We had a couple of days to explore Valencia before we returned to the USA. One of those days, we wandered into the Central Market. It was fabulous. Row upon row of vendors selling everything imaginable for Spanish cooking. There were beautiful displays of cheese. I was especially impressed by the fresh mozzarella. There were meat vendors and fish mongers. Lots of fresh vegetables. Lots of local olive oil and vinegar vendors. And then, there were the spices – huge mounds of paprika, precious packets of saffron, pepper corns, sea salt, you name it and it was there.

Like Bittman in his video, it was an almost irresistible temptation to buy stuff and bring it along home. As it was, I limited myself to a container of olive oil and a small amount of Spanish saffron.

Valencia is Spain’s third largest city. It has an interesting history and a charming central city including a bull ring. We had a great visit. On the evening before we left for home, Valencia celebrated the festival of the “Virgen de los Desamparados” in the square near the cathedral. We listened to music and watched dancers until late into the evening.

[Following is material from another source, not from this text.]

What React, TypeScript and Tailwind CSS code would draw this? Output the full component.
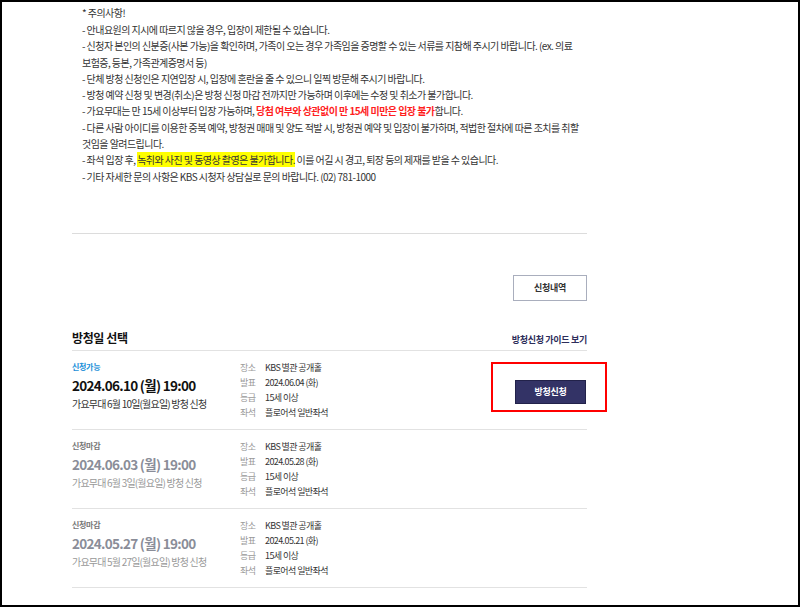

After it was over, as we made our way back to our hotel, we suddenly heard someone call out, “Mom! Dad!” It was our darling daughter, sitting with a large group of new friends around tables outside a café on the square. She came over and gave us a hug and a kiss good-bye.

The next day, when we left for home, we felt assured that she would be all right and she was and she had a wonderful time and a great experience.